_DATA SHOWN_
***
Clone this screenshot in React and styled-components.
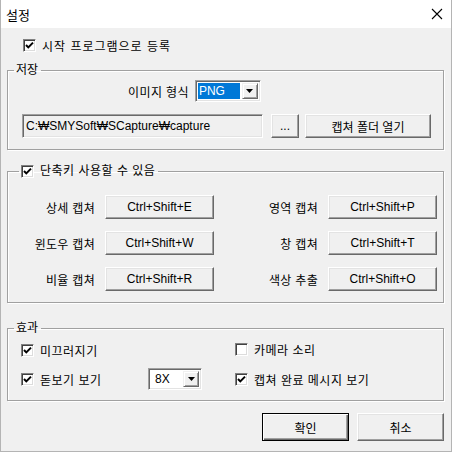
import React from "react"
import styled, { createGlobalStyle } from "styled-components"

const GlobalStyle = createGlobalStyle`
  body {
    margin: 0;
    font-family: "Liberation Sans", "Noto Sans CJK KR", sans-serif;
    font-size: 12px;
    color: #000;
  }
`

const Window = styled.div`
  width: 452px;
  height: 452px;
  box-sizing: border-box;
  border: 1px solid #b4b4b4;
  border-top: none;
  background: #f0f0f0;
  display: flex;
  flex-direction: column;
`

const TitleBar = styled.div`
  height: 28px;
  flex: none;
  background: #fff;
  display: flex;
  align-items: center;
  justify-content: space-between;
  padding: 0 8px 0 5px;
`

const Title = styled.span`
  font-family: "Noto Sans CJK KR", sans-serif;
  font-size: 13px;
`

const Content = styled.div`
  display: flex;
  flex-direction: column;
  padding: 0 7px 0 6px;
`

const CheckLabel = styled.label`
  display: inline-flex;
  align-items: center;
  gap: 6px;
  height: 16px;
  margin-left: ${(p) => p.$indent || 0}px;
  margin-top: ${(p) => p.$top || 0}px;
  white-space: nowrap;
  letter-spacing: ${(p) => p.$spacing || 0}px;
`

const Box = styled.span`
  width: 13px;
  height: 13px;
  box-sizing: border-box;
  flex: none;
  background: #fff;
  border: 1px solid;
  border-color: #808080 #fff #fff #808080;
  box-shadow: inset 1px 1px 0 #404040, inset -1px -1px 0 #dcdcdc;
  display: flex;
  align-items: center;
  justify-content: center;
`

const Group = styled.fieldset`
  margin: ${(p) => p.$top || 0}px 0 0 0;
  padding: ${(p) => p.$pad || "0"};
  border: 1px solid #a0a0a0;
  box-shadow: inset 1px 1px 0 #fff, 1px 1px 0 #fff;
  min-width: 0;
`

const Legend = styled.legend`
  margin-left: ${(p) => p.$ml || 6}px;
  padding: 0 3px 0 2px;
  line-height: ${(p) => p.$h || 14}px;
  display: flex;
  align-items: center;
`

const FormatRow = styled.div`
  display: flex;
  align-items: center;
  gap: 6px;
  margin-top: 3px;
  padding-left: 120px;
  letter-spacing: 0.4px;
`

const Combo = styled.div`
  width: ${(p) => p.$w}px;
  height: 22px;
  box-sizing: border-box;
  background: #fff;
  border: 1px solid;
  border-color: #a0a0a0 #fff #fff #a0a0a0;
  box-shadow: inset 1px 1px 0 #696969, inset -1px -1px 0 #e3e3e3;
  display: flex;
  align-items: stretch;
  padding: 2px;
  letter-spacing: 0;
`

const ComboText = styled.span`
  flex: 1;
  display: flex;
  align-items: center;
  padding-left: ${(p) => (p.$selected ? 1 : 4)}px;
  margin-right: 2px;
  background: ${(p) => (p.$selected ? "#0078d7" : "transparent")};
  color: ${(p) => (p.$selected ? "#fff" : "#000")};
`

const DropButton = styled.span`
  width: 16px;
  flex: none;
  box-sizing: border-box;
  background: #f0f0f0;
  border: 1px solid;
  border-color: #f0f0f0 #696969 #696969 #f0f0f0;
  box-shadow: inset 1px 1px 0 #fff, inset -1px -1px 0 #a0a0a0;
  display: flex;
  align-items: center;
  justify-content: center;
`

const PathRow = styled.div`
  display: flex;
  align-items: center;
  margin-top: 12px;
  padding-left: 14px;
  gap: 8px;
`

const Field = styled.div`
  width: 241px;
  height: 24px;
  box-sizing: border-box;
  border: 1px solid;
  border-color: #a0a0a0 #fff #fff #a0a0a0;
  box-shadow: inset 1px 1px 0 #696969, inset -1px -1px 0 #e3e3e3;
  display: flex;
  align-items: center;
  padding-left: 3px;
  white-space: nowrap;
`

const Button = styled.button`
  width: ${(p) => p.$w}px;
  height: ${(p) => p.$h || 24}px;
  margin-left: ${(p) => p.$ml || 0}px;
  box-sizing: border-box;
  padding: 0;
  font: inherit;
  color: #000;
  background: #f0f0f0;
  border: 1px solid;
  border-color: ${(p) => (p.$default ? "#000" : "#fff #696969 #696969 #fff")};
  box-shadow: ${(p) =>
    p.$default
      ? "inset 1px 1px 0 #fff, inset -1px -1px 0 #696969, inset -2px -2px 0 #a0a0a0"
      : "inset -1px -1px 0 #a0a0a0, inset 1px 1px 0 #e3e3e3"};
  white-space: nowrap;
`

const HotkeyGrid = styled.div`
  display: grid;
  grid-template-columns: 87px 109px 94px 109px;
  column-gap: 10px;
  row-gap: 12px;
  margin-top: 16px;
  align-items: center;
`

const KeyLabel = styled.span`
  text-align: right;
  white-space: nowrap;
  letter-spacing: 0.3px;
`

const EffectGrid = styled.div`
  display: grid;
  grid-template-columns: 127px 54px 33px 1fr;
  grid-template-rows: 16px 22px;
  row-gap: 10px;
  margin-top: 7px;
  padding-left: 13px;
  align-items: center;
`

const Cell = styled.div`
  grid-column: ${(p) => p.$col};
`

const Footer = styled.div`
  display: flex;
  justify-content: flex-end;
  gap: 8px;
  margin-top: 12px;
`

const Mark = () => (
  <svg width="9" height="9" viewBox="0 0 9 9">
    <path d="M1 4 L3.3 6.4 L8 1.6" fill="none" stroke="#000" strokeWidth="2" />
  </svg>
)

const Check = ({ checked, children, ...rest }) => (
  <CheckLabel {...rest}>
    <Box>{checked && <Mark />}</Box>
    <span>{children}</span>
  </CheckLabel>
)

const Arrow = () => (
  <svg width="7" height="4" viewBox="0 0 7 4">
    <path d="M0 0 H7 L3.5 4 Z" fill="#000" />
  </svg>
)

const Close = () => (
  <svg width="12" height="12" viewBox="0 0 12 12">
    <path d="M1 1 L11 11 M11 1 L1 11" stroke="#000" strokeWidth="1.1" />
  </svg>
)

const hotkeys = [
  ["상세 캡쳐", "Ctrl+Shift+E", "영역 캡쳐", "Ctrl+Shift+P"],
  ["윈도우 캡쳐", "Ctrl+Shift+W", "창 캡쳐", "Ctrl+Shift+T"],
  ["비율 캡쳐", "Ctrl+Shift+R", "색상 추출", "Ctrl+Shift+O"],
]

export default function App() {
  return (
    <>
      <GlobalStyle />
      <Window>
        <TitleBar>
          <Title>설정</Title>
          <Close />
        </TitleBar>
        <Content>
          <Check checked $indent={16} $top={9} $spacing={1}>
            시작 프로그램으로 등록
          </Check>

          <Group $top={10} $pad="0 0 11px 0">
            <Legend>저장</Legend>
            <FormatRow>
              <span>이미지 형식</span>
              <Combo $w={66}>
                <ComboText $selected>PNG</ComboText>
                <DropButton>
                  <Arrow />
                </DropButton>
              </Combo>
            </FormatRow>
            <PathRow>
              <Field>C:₩SMYSoft₩SCapture₩capture</Field>
              <Button $w={28}>...</Button>
              <Button $w={126} $ml={-2}>캡쳐 폴더 열기</Button>
            </PathRow>
          </Group>

          <Group $top={13} $pad="0 0 11px 0">
            <Legend $h={16} $ml={11}>
              <Check checked $spacing={0.5}>단축키 사용할 수 있음</Check>
            </Legend>
            <HotkeyGrid>
              {hotkeys.map((row) => (
                <React.Fragment key={row[0]}>
                  <KeyLabel>{row[0]}</KeyLabel>
                  <Button $w={109}>{row[1]}</Button>
                  <KeyLabel>{row[2]}</KeyLabel>
                  <Button $w={109}>{row[3]}</Button>
                </React.Fragment>
              ))}
            </HotkeyGrid>
          </Group>

          <Group $top={18} $pad="0 0 10px 0">
            <Legend>효과</Legend>
            <EffectGrid>
              <Cell $col="1 / 4">
                <Check checked $spacing={0.5}>미끄러지기</Check>
              </Cell>
              <Cell $col="4">
                <Check $spacing={0.5}>카메라 소리</Check>
              </Cell>
              <Cell $col="1">
                <Check checked $spacing={0.5}>돋보기 보기</Check>
              </Cell>
              <Cell $col="2">
                <Combo $w={54}>
                  <ComboText>8X</ComboText>
                  <DropButton>
                    <Arrow />
                  </DropButton>
                </Combo>
              </Cell>
              <Cell $col="4">
                <Check checked $spacing={0.5}>캡쳐 완료 메시지 보기</Check>
              </Cell>
            </EffectGrid>
          </Group>

          <Footer>
            <Button $w={87} $h={28} $default>확인</Button>
            <Button $w={87} $h={28}>취소</Button>
          </Footer>
        </Content>
      </Window>
    </>
  )
}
***
_PROBLEM DESCRIPTION_
Copy all lines of the material above where the string "components" occurs.

_SOLVED EXERCISE_
Clone this screenshot in React and styled-components.
import styled, { createGlobalStyle } from "styled-components"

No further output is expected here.